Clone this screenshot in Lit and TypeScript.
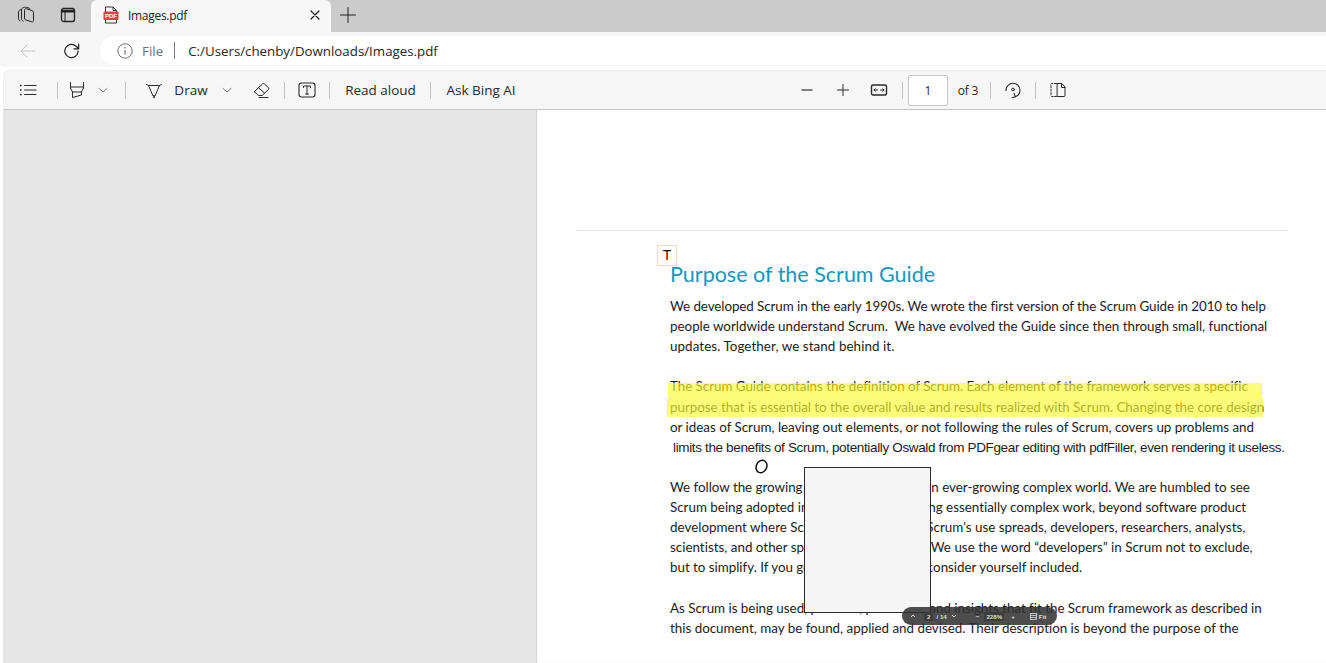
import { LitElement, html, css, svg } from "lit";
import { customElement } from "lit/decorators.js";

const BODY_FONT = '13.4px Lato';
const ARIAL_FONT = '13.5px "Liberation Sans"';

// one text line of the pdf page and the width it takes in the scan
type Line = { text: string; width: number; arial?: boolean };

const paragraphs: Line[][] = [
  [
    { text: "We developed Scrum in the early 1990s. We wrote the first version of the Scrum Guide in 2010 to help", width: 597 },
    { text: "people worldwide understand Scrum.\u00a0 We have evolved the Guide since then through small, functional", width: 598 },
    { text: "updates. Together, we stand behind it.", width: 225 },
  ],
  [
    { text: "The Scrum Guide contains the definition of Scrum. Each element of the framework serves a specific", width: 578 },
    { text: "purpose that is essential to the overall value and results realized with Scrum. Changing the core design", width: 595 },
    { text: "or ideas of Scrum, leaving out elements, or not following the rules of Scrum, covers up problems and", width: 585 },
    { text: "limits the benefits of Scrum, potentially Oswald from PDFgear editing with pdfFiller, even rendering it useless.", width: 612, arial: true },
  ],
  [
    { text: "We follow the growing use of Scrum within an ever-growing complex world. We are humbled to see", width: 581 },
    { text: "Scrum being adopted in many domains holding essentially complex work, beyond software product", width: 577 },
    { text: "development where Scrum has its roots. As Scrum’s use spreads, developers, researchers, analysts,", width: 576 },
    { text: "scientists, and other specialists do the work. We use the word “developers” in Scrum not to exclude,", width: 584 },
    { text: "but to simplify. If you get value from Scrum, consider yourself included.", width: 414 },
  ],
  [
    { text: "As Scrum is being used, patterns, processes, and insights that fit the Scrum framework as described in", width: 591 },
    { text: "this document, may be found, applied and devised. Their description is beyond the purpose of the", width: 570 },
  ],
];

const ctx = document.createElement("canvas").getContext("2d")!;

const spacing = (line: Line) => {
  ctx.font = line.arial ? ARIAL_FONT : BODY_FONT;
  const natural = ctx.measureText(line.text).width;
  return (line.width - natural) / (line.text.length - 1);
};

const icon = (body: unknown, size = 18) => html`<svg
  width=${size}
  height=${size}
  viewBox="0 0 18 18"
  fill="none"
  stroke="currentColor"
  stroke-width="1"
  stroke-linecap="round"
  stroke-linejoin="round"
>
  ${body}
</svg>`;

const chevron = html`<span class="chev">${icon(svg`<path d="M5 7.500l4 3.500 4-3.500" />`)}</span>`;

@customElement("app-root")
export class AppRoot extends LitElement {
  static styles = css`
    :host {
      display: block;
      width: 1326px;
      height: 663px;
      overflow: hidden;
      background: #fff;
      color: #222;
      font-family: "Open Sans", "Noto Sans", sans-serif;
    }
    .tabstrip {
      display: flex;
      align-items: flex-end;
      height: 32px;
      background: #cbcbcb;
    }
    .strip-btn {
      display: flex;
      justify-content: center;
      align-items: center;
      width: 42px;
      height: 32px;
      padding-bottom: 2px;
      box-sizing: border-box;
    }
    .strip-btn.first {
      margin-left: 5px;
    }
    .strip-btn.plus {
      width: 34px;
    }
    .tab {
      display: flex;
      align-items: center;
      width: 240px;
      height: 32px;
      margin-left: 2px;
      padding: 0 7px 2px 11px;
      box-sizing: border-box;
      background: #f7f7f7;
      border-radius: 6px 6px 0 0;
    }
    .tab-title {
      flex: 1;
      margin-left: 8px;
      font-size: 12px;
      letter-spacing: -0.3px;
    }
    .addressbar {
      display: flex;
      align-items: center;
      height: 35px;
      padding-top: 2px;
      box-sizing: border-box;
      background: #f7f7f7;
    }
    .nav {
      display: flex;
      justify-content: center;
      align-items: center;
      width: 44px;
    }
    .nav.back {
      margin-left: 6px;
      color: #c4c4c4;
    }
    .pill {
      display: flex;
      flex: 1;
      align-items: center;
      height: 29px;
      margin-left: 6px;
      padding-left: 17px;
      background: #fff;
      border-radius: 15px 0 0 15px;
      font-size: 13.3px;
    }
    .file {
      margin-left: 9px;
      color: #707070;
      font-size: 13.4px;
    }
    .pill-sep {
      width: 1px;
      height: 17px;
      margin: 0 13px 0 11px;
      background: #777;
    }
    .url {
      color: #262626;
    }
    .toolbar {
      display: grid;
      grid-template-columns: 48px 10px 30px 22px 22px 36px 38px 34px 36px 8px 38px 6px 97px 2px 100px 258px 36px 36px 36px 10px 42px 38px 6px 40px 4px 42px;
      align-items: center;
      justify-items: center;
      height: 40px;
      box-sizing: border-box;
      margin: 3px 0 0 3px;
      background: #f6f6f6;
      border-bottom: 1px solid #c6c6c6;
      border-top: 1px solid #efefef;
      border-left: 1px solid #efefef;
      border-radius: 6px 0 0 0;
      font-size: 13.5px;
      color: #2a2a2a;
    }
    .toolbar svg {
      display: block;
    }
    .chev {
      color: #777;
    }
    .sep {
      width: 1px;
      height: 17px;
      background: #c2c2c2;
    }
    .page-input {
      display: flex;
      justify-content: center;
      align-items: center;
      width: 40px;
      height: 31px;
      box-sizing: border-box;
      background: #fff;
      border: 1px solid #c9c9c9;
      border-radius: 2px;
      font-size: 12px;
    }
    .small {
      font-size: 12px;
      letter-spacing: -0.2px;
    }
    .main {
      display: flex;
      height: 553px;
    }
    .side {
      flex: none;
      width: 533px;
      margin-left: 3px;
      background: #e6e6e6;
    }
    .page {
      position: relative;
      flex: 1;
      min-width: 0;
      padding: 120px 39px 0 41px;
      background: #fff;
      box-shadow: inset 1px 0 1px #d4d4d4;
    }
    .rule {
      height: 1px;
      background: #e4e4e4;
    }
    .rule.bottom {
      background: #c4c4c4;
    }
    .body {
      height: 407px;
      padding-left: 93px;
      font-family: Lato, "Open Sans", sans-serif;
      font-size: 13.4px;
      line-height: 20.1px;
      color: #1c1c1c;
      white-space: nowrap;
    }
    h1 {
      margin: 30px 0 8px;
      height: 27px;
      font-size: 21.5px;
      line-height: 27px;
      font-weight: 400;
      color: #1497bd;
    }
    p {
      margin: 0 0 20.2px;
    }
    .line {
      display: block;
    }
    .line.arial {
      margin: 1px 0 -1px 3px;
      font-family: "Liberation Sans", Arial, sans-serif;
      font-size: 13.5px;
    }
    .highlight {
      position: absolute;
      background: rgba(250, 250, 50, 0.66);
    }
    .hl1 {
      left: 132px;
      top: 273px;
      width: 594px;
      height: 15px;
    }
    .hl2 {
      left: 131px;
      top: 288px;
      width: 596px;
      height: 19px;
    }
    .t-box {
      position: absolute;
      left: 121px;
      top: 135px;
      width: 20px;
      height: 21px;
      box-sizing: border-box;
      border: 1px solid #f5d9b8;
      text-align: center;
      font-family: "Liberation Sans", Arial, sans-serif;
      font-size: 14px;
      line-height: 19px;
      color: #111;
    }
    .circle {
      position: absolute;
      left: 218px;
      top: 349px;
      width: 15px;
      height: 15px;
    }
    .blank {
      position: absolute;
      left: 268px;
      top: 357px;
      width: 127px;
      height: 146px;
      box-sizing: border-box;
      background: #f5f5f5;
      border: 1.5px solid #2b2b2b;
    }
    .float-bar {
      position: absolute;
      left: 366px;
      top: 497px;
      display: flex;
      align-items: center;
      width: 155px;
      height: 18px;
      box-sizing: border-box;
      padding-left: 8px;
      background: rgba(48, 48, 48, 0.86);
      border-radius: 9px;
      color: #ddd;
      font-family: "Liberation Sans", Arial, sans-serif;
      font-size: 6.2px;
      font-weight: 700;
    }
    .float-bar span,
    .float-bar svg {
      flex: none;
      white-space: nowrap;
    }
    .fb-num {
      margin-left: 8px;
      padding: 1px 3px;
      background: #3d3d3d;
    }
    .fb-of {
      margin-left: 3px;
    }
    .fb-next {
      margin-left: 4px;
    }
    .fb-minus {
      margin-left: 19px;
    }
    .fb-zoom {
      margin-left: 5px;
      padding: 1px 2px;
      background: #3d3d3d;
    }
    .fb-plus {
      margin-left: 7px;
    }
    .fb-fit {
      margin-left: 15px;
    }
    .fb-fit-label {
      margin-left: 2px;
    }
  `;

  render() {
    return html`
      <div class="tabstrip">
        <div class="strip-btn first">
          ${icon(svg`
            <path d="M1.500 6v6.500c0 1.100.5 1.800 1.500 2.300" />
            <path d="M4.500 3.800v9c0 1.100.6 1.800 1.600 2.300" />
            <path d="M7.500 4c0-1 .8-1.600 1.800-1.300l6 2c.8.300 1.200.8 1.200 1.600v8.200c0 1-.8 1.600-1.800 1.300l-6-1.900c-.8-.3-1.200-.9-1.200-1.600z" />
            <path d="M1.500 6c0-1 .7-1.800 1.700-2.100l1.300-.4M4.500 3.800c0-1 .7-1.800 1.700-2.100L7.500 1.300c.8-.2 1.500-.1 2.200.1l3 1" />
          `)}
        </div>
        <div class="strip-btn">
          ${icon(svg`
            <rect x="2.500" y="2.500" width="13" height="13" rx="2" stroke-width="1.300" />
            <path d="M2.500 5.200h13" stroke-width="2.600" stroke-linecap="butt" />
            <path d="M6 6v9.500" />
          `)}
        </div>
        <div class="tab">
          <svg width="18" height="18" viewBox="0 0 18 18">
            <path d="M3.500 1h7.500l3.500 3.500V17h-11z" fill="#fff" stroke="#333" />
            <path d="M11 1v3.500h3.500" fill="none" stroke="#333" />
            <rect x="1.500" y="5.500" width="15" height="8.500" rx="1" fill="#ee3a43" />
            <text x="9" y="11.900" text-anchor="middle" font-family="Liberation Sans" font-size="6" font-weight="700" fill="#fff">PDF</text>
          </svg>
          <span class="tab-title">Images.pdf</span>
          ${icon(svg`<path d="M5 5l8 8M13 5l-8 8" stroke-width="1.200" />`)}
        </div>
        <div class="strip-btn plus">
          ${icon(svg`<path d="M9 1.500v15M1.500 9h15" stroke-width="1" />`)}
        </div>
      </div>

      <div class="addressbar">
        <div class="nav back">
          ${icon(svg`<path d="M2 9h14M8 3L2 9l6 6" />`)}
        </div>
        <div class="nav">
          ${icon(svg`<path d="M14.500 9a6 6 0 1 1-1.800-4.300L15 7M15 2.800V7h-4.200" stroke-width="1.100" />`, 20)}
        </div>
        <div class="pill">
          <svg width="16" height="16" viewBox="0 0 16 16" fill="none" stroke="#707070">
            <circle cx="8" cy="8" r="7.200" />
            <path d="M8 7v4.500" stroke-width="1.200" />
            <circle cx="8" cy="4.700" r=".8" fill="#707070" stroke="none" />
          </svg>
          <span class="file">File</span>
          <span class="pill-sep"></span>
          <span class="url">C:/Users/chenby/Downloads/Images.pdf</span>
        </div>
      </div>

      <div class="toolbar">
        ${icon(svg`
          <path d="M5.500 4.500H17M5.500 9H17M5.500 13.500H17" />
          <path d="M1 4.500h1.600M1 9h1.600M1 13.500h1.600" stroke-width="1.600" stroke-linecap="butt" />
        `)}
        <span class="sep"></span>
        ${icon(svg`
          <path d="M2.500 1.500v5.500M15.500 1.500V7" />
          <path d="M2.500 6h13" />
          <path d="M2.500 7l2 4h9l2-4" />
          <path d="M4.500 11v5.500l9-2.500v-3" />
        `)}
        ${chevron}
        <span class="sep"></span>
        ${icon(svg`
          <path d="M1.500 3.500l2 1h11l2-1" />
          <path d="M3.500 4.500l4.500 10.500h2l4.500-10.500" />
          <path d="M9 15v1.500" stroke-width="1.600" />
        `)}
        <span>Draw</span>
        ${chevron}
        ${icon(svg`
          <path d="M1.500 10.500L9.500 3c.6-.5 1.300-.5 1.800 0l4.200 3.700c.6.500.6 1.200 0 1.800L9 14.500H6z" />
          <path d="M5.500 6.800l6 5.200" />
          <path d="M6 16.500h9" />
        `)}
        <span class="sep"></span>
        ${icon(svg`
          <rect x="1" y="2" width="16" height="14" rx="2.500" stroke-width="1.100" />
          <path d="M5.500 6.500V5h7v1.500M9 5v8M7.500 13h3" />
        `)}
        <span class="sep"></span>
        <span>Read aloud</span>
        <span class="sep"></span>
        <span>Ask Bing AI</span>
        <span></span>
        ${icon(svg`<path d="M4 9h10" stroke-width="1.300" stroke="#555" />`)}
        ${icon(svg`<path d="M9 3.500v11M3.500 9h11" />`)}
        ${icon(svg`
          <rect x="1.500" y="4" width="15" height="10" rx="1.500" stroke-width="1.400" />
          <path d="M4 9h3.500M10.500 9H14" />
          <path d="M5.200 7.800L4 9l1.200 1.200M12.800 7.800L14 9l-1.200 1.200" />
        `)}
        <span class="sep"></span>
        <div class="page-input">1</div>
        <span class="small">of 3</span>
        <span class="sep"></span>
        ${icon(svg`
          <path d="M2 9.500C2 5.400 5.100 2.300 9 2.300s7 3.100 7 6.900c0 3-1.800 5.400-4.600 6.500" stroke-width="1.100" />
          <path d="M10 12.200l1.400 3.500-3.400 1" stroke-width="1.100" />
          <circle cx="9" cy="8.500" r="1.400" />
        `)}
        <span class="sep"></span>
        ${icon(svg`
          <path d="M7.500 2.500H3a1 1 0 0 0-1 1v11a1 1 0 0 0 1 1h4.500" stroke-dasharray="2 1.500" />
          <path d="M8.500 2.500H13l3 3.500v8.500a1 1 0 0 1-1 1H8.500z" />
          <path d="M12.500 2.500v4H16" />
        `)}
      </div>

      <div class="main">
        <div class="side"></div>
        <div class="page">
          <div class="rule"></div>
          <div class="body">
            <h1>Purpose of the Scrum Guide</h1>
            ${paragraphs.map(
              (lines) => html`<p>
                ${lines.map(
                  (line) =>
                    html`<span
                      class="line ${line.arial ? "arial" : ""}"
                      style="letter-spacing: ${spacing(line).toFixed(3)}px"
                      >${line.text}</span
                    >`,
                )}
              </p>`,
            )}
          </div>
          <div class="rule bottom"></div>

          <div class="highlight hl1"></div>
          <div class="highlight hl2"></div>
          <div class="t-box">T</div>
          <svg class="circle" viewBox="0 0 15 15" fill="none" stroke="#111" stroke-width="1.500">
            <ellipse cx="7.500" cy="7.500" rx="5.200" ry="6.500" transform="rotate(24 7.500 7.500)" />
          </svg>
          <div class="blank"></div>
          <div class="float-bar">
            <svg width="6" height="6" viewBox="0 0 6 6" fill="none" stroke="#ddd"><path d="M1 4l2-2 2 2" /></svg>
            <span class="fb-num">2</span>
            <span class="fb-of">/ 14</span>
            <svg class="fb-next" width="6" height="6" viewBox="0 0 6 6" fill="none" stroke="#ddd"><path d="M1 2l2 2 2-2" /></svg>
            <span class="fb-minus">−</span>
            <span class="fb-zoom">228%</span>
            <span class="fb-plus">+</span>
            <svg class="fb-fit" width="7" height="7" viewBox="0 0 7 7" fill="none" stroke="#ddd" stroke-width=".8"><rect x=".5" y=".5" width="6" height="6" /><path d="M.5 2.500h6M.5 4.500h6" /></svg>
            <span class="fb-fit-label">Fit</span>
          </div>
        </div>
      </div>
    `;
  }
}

> _STATED PROBLEM_
Leave out the pictures and repeat exactly the lines from the start of the material through the line that contains "string; width: number;", both included.

> _TASK RESULT_
Clone this screenshot in Lit and TypeScript.
import { LitElement, html, css, svg } from "lit";
import { customElement } from "lit/decorators.js";

const BODY_FONT = '13.4px Lato';
const ARIAL_FONT = '13.5px "Liberation Sans"';

// one text line of the pdf page and the width it takes in the scan
type Line = { text: string; width: number; arial?: boolean };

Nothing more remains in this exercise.